Now, I want to take one more step here with all this imagery in mind, see, which Rabbi Saul knew very well as he’s recalling what Jesus did. On the highest of the holy days, Yom Kippur, the Day of Atonement, the high priest would go into the Holy of Holies of the temple, and he would sacrifice an animal. He would sprinkle the blood of the animal around the Holy of Holies. That’s that old idea of the lifeblood of the people being poured out, of their sins being acknowledged. But then, see, he would catch some of that blood in a bowl. He would then exit the Holy of Holies through the veil, the one that we know as Christians was torn at the death of Jesus, very important, isn’t it? He’d come out through that veil, and then he would sprinkle the blood on the people.
That’s an echo too. Remember in the book of Exodus when Moses does that, they sprinkle the blood on the altar and then on the people. The idea there was, yes, the people are pouring out their lifeblood, but so is God. God is offering his life in love and forgiveness for his people. See, all of this, the scene of the trouble is (and even for us Catholics) that we use the language of temple and sacrifice and altar and priesthood. But this is the world it’s coming out of, this vividly experienced sacrificing of animals, offering of a body, pouring out of blood, the animal representing sin, the blood of God being poured out on the people. All of that is in the back and front of Paul’s mind as he recalls what Jesus did.
Okay, now let’s focus in on Jesus. «This is my body offered for you. This is my blood poured out for you». This happens, everybody, on the altar of the cross. What’s happening on that cross? You say, «Well, it’s a Roman execution». Yeah, it is that, on and on. But they saw, see, with much deeper vision. What’s happening on that cross? Jesus, like the sacrificed lamb, is taking upon himself the sin of the world. The lamb is innocent that’s brought it to the altar, but the lamb becomes a symbolic bearer of the sins of the one who offers it.
So Jesus willingly becomes the Lamb of sacrifice, who bears the sins, not just of one sacrificer but the sins of the whole world. He becomes their representative before God. Now, please don’t misunderstand something here. Don’t read this as God is this kind of like alcoholic, dysfunctional father that’s so offended he requires the bloody sacrifice of his son before his anger is quelled. That’s emotionalizing all this. Rather, see Jesus on the cross offering his body, pouring out his blood, as the one who willingly became (what did John the Baptist call him?) The Lamb of God. The Lamb of God who takes away the sins of the world. We are meant to see, in the suffering of Jesus, what by right should be happening to us.
That’s the point. That’s the point. That’s why at every Mass when this sacrifice is re-presented, we join our lives to that sacrifice. We’re saying, «Lord, in your blood poured out I see what by right should be happening to me. I see my sin poured out, punished, acknowledged». Take a further step. Yes, Jesus on the cross is the Lamb offered for our sins, but now that blood poured out is also the blood that was offered on Yom Kippur. When the high priest comes out through the veil and sprinkles the people with blood, that’s God’s lifeblood of forgiveness and compassion being poured out on the sinful world.
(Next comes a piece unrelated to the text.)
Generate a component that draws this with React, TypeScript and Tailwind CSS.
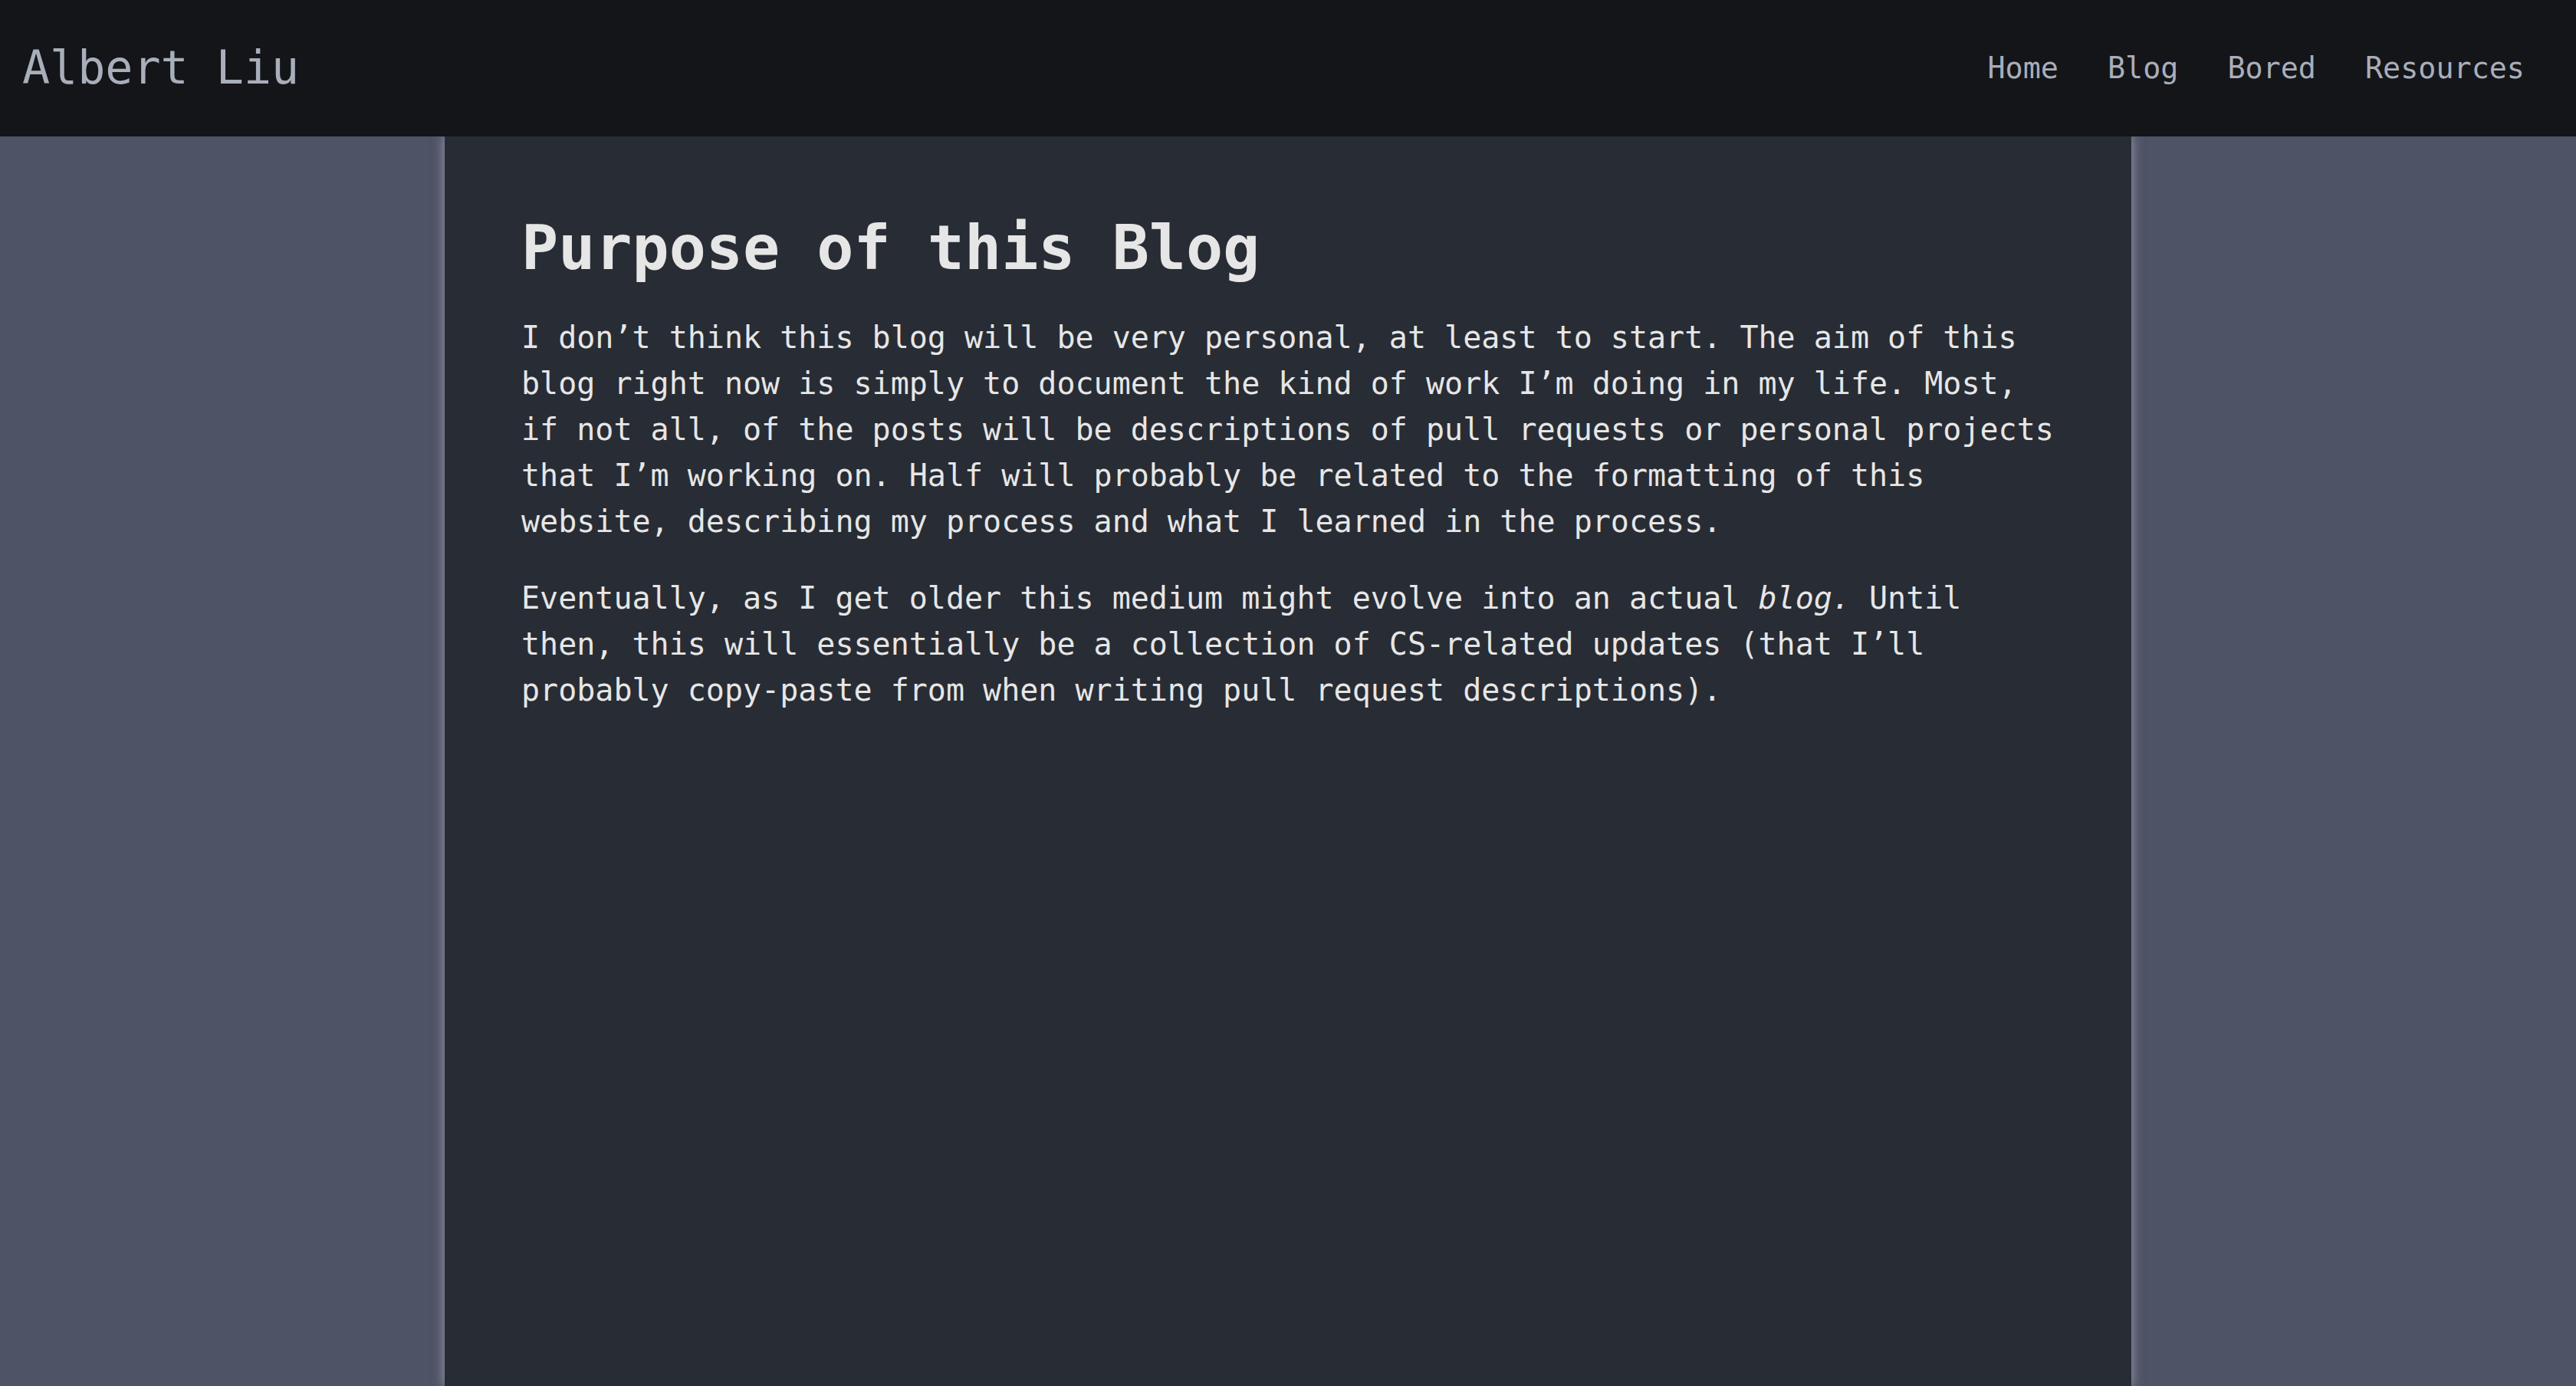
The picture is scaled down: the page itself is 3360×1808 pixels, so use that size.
import React from "react";

export default function App() {
  const mono = { fontFamily: '"DejaVu Sans Mono", "Liberation Mono", monospace' };
  return (
    <div className="min-h-screen bg-[#4e5466] flex flex-col" style={mono}>
      <header className="relative z-10 h-[178px] bg-[#141518] flex items-center justify-between pl-[29px] pr-[35px] shrink-0">
        <div className="text-[60px] leading-[1.164] text-[#a9aebb]">Albert Liu</div>
        <nav className="flex items-center text-[38.4px] leading-[1.164] text-[#a9aebb]">
          <a className="px-8">Home</a>
          <a className="px-8">Blog</a>
          <a className="px-8">Bored</a>
          <a className="px-8">Resources</a>
        </nav>
      </header>
      <main className="flex-1 flex justify-center">
        <article className="w-[2200px] bg-[#282c34] shadow-[0_0_12px_2px_rgba(180,185,200,0.6)] pt-[99px] pl-[100px] pr-[92px] pb-[96px] min-h-[1630px] text-[#e6e6e6]">
          <h1 className="text-[80px] leading-[94px] font-bold mb-[39px] text-[#e6e6e6]">Purpose of this Blog</h1>
          <p className="text-[40px] leading-[60px] mb-[40px]">
            I don’t think this blog will be very personal, at least to start. The aim of this blog right now is simply to document the kind of work I’m doing in my life. Most, if not all, of the posts will be descriptions of pull requests or personal projects that I’m working on. Half will probably be related to the formatting of this website, describing my process and what I learned in the process.
          </p>
          <p className="text-[40px] leading-[60px] mb-[40px]">
            Eventually, as I get older this medium might evolve into an actual <em className="italic">blog.</em> Until then, this will essentially be a collection of CS-related updates (that I’ll probably copy-paste from when writing pull request descriptions).
          </p>
        </article>
      </main>
    </div>
  );
}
Now, again, go back to that wonderful puzzling reference. That as Jesus dies the curtain in the temple is torn in two from top to bottom. That’s the veil. The idea is not the high priest, the human figure, the high priest; now, it’s Jesus, the true high priest coming out from the Holy of Holies, sprinkling all of us sinners with the blood of his life and his compassion, his forgiveness. That’s what’s happening on the cross. What Jesus did the night before he died, Paul is saying, was a great anticipation of this moment. The Body and Blood of Jesus, therefore, that we celebrate today, the Body and Blood of Jesus that become present to us at every Mass is our participation anew in this magnificent moment of acknowledging our sin and receiving the forgiveness of God.
Okay, one last step, and I’m just going to make a brief reference to the Gospel. It’s wonderful, though, what the Church does. It gives us all this Pauline, wonderful sacrificial language, but then, for the Gospel reading, we get Luke’s version of the multiplication of the loaves and fishes. So we know the story well; this giant crowd’s just down, they want to be fed. And what do we have? And Jesus says, «Well, tell me, what do you have»? «Oh, just these little provisions». «Well, give them to me,» and he multiplies them into the feeding of the whole crowd. I mentioned this a few minutes ago. Some sacrifices in the temple were holocaust, so you’d kill the animal, the blood’s poured out, and then the animal would be wholly consumed by flame. But there were other sacrifices where the animal was killed, blood poured out, part of the animal was offered as a holocaust, and the rest of the animal was shared as a meal.
Ah. What do we say about the Body and Blood of Jesus? It is all of the sacrificial reality. Yes, the sacrifice of the Mass, yes, indeed. But we also speak of the Mass as a great meal, where now we’re invited to the table (it’s an altar, yes, but it’s also a table to which we’re invited) not just so that the blood of Jesus might be sprinkled on us as in the Old Covenant, but that we might eat the Body and drink the Blood of the sacrificed Christ, that we’re given the privilege now of imbibing and consuming this great sacrificial offering.
The Mass is a sacrifice. The Mass is also a meal. I don’t just witness the sacrifice of Jesus. I don’t just take it in and acknowledge it, I consume it. I consume it so it becomes bone of my bone and flesh of my flesh. I become one with Jesus. I don’t know, friends, how you can say this without falling into kind of a mystical reverie of what’s happening at the Mass, what’s happening as we commune with the Body and Blood of Jesus. We take his sacrifice into our own lives. We become conformed to it. And we begin to live (now, remember what I said last week about the Trinity) now we begin to live the very inner life of God. That’s what’s at stake as we celebrate the Body and the Blood of Jesus. And God bless you.